Folheei o livro do José Alberto Ribeiro,
por sinal o novo responsável pelo Palácio da Ajuda. A leitura na
diagonal de umas tantas páginas, chama-nos a atenção pelo constante
desejo de dar voz a D. Amélia, recorrendo às suas palavras. Se é bem
certo que talvez nos tenham sido omissas algumas passagens propiciadoras
de novas controvérsias, aquilo que o autor nos deixa é a personalidade
de uma mulher antes de tudo consciente dos seus deveres. A banalização
que o padronizar "por baixo" impõe como norma, talvez incomode alguns
leitores pouco interessados no tentar compreender da mentalidade da
época. Se a isto acrescentarmos a volatilidade da política do Portugal
do virar do século e as profundas transformações que muito alteraram o
país nos últimos cinquenta anos de vigência da Monarquia Constitucional,
torna-se então praticamente impossível vislumbrar aquele complexo todo
que garante a verdade, não permitindo interpretações ao sabor dos
apetites políticos ou adequação à moda de um dado momento. José Alberto
Ribeiro exaustivamente traça o percurso da Rainha em Portugal e de forma
ainda mais interessante, a vida e os afazeres de D. Amélia durante o
longo período de exílio, metade da sua existência, em que ao contrário
daquilo que dela muitos esperariam, jamais se desinteressaria do seu
país. Da autoria de Rui Ramos, a excelente biografia de D. Carlos será
decerto uma obra que inevitavelmente acompanhará esta agora apresentada
pelo director do Palácio da Ajuda, ajudando-nos a compreender, mesmo de
forma muito ténue e sempre aberta a outras contribuições vindouras, as
personalidades do casal real e tão importante como a a curiosidade pelos
reis, o Portugal que fomos e em alguns aspectos ainda continuamos a
ser.
Quanto ao Palácio da Ajuda, esta grande
mole de pedra é o elefante branco dos vários regimes que assistiram à
sua construção, período de fugaz opulência e agora, o calamitoso e
desnecessário decair de um símbolo. Grotesca e sintomática é a forma
como dele se aproveitam as nossas autoridades, nada envergonhadas por
receberem o mundo num espaço que poderia ser bem diferente.
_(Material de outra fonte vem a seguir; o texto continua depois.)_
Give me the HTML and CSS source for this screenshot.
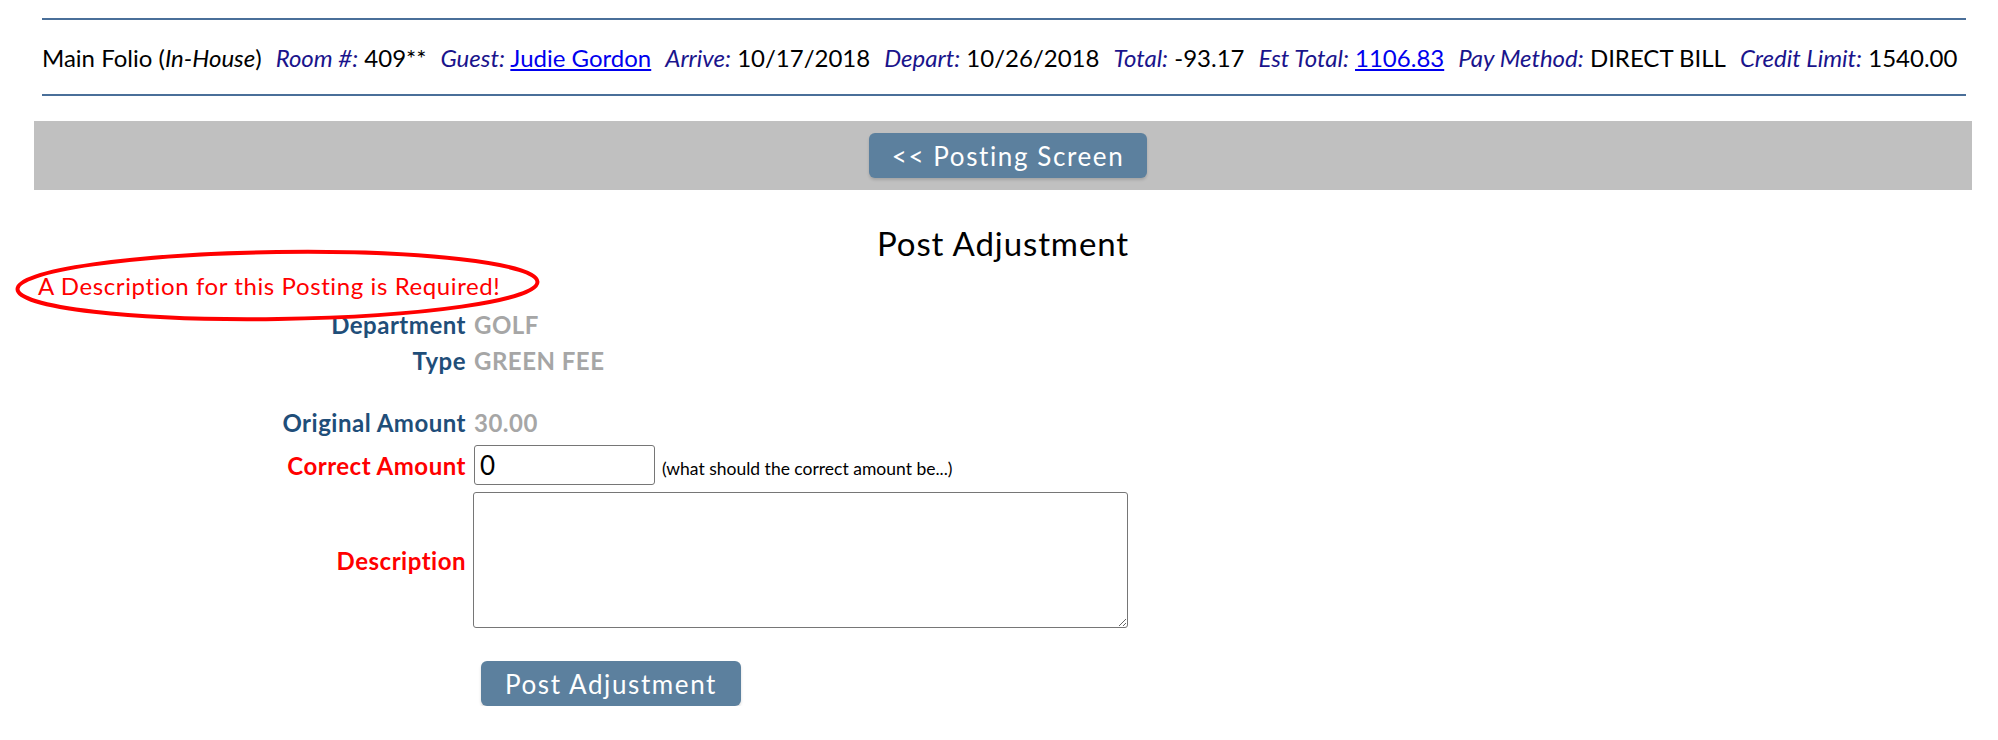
FILE: index.html
```html
<!DOCTYPE html>
<html>
<head>
<meta charset="utf-8">
<link rel="stylesheet" href="styles.css">
</head>
<body>
<div class="folio">
  <span>Main Folio (<i>In-House</i>)</span>
  <span><i class="lbl">Room #:</i> 409**</span>
  <span><i class="lbl">Guest:</i> <a href="#">Judie Gordon</a></span>
  <span><i class="lbl">Arrive:</i> 10/17/2018</span>
  <span><i class="lbl">Depart:</i> 10/26/2018</span>
  <span><i class="lbl">Total:</i> -93.17</span>
  <span><i class="lbl">Est Total:</i> <a href="#">1106.83</a></span>
  <span><i class="lbl">Pay Method:</i> DIRECT BILL</span>
  <span><i class="lbl">Credit Limit:</i> 1540.00</span>
</div>

<div class="navbar">
  <button class="btn btn-back">&lt;&lt; Posting Screen</button>
</div>

<div class="main">
  <h1 class="title">Post Adjustment</h1>
  <div class="error">
    A Description for this Posting is Required!
    <svg class="circle" width="527" height="73" viewBox="0 0 527 73">
      <ellipse cx="263.5" cy="36.5" rx="260" ry="33.5" fill="none" stroke="#ff0000" stroke-width="4" transform="rotate(-0.8 263.5 36.5)"/>
    </svg>
  </div>

  <div class="form">
    <div class="lab">Department</div><div class="val">GOLF</div>
    <div class="lab">Type</div><div class="val">GREEN FEE</div>
    <div class="spacer"></div>
    <div class="lab">Original Amount</div><div class="val">30.00</div>
    <div class="lab req">Correct Amount</div>
    <div class="val field-row"><input class="amount" type="text" value="0"><span class="hint">(what should the correct amount be...)</span></div>
    <div class="lab req">Description</div>
    <div class="val desc-cell"><textarea class="desc"></textarea></div>
    <div class="lab"></div>
    <div class="val submit-cell"><button class="btn btn-post">Post Adjustment</button></div>
  </div>
</div>
</body>
</html>
```

FILE: styles.css
```css
body {
  margin: 0;
  font-family: Lato, "Open Sans", sans-serif;
  color: #000;
  background: #fff;
}

.folio {
  margin: 18px 32px 0 42px;
  border-top: 2px solid #4a6f99;
  border-bottom: 2px solid #4a6f99;
  height: 74px;
  display: flex;
  align-items: center;
  gap: 14px;
  font-size: 24px;
  white-space: nowrap;
}

.folio .lbl {
  color: #1a148c;
}

.folio a {
  color: #0000ee;
  text-decoration: underline;
}

.navbar {
  margin: 25px 26px 0 34px;
  height: 69px;
  background: #c0c0c0;
  display: flex;
  justify-content: center;
  align-items: center;
}

.btn {
  font-family: Lato, sans-serif;
  background: #5c809e;
  color: #fff;
  border: none;
  border-radius: 6px;
  font-size: 26px;
  letter-spacing: 1.6px;
  box-shadow: 0 2px 3px rgba(0, 0, 0, 0.15);
  padding: 0;
}

.btn-back {
  width: 278px;
  height: 45px;
  margin-left: 10px;
}

.main {
  margin: 0 26px 0 34px;
}

.title {
  margin: 33px 0 0;
  text-align: center;
  font-weight: normal;
  font-size: 33px;
  letter-spacing: 0.9px;
  line-height: 40px;
}

.error {
  position: relative;
  margin-top: 8px;
  padding-left: 4px;
  color: #ff0000;
  font-size: 24px;
  letter-spacing: 0.6px;
  line-height: 29px;
}

.circle {
  position: absolute;
  left: -20px;
  top: -22px;
}

.form {
  display: grid;
  grid-template-columns: 432px auto;
  column-gap: 8px;
  margin-top: 6px;
  font-size: 24px;
  letter-spacing: 0.5px;
  font-weight: bold;
}

.lab, .val {
  display: flex;
  align-items: center;
  min-height: 36px;
}

.lab {
  justify-content: flex-end;
  color: #1f4e79;
}

.lab.req {
  color: #ff0000;
}

.val {
  color: #a6a6a6;
}

.spacer {
  grid-column: 1 / 3;
  height: 26px;
}

.field-row {
  height: 50px;
  align-items: baseline;
  padding-top: 5px;
  box-sizing: border-box;
}

.amount {
  width: 181px;
  height: 40px;
  box-sizing: border-box;
  border: 1px solid #767676;
  border-radius: 3px;
  font-family: Lato, sans-serif;
  font-size: 26px;
  padding: 0 5px;
  color: #000;
}

.hint {
  margin-left: 7px;
  font-size: 17.5px;
  letter-spacing: 0;
  font-weight: normal;
  color: #000;
}

.desc-cell {
  height: 140px;
}

.desc {
  width: 655px;
  height: 136px;
  box-sizing: border-box;
  border: 1px solid #767676;
  border-radius: 3px;
  margin: 0 0 0 -1px;
  resize: both;
}

.submit-cell {
  padding-top: 31px;
}

.btn-post {
  width: 260px;
  height: 45px;
  margin-left: 7px;
}
```
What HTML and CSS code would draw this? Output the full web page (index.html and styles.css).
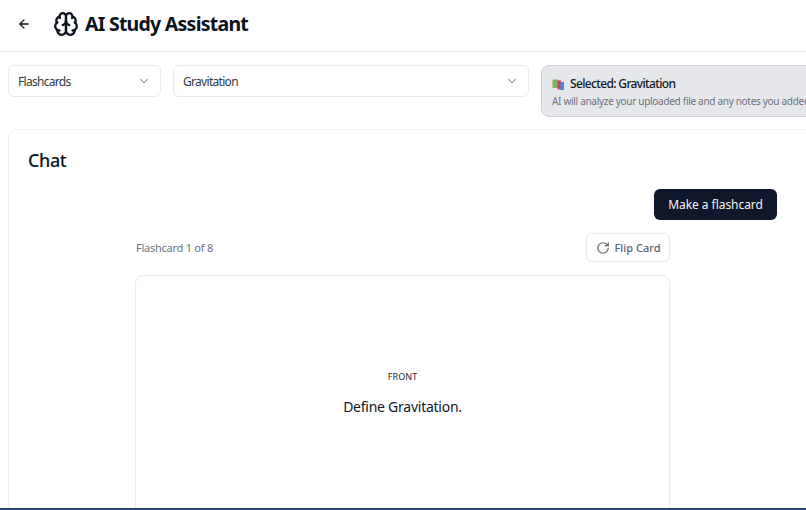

A total
ausência de vontade e de imaginação para a gestão ou angariação de
recursos, é a constante daquele que sem dúvida poderia ser o mais
importante espaço público da capital ortuguesa. Neste momento, lembro-me
de uma carta enviada há muitos anos ao então 1º Ministro Cavaco Silva,
alvitrando-lhe uma opção mais económica e culturalmente mais valiosa que
aquela optada com o fim de dotar a capital com um espaço cultural de
renome. Em vez do projectado CCB, sugeri então a conclusão das obras da
Ajuda e o pleno aproveitamente da nova área a construir para as
actividades apontadas pelas autoridades como absolutamente necessárias.
Nem sequer uma acusação de recepção de missiva alguma vez chegou às
minhas mãos. É este o regime que temos e a ele estamos resignados.
Voltando à Rainha D. Amélia, será com todo o interesse e atenção que hoje mesmo inciarei uma atenta leitura do livro.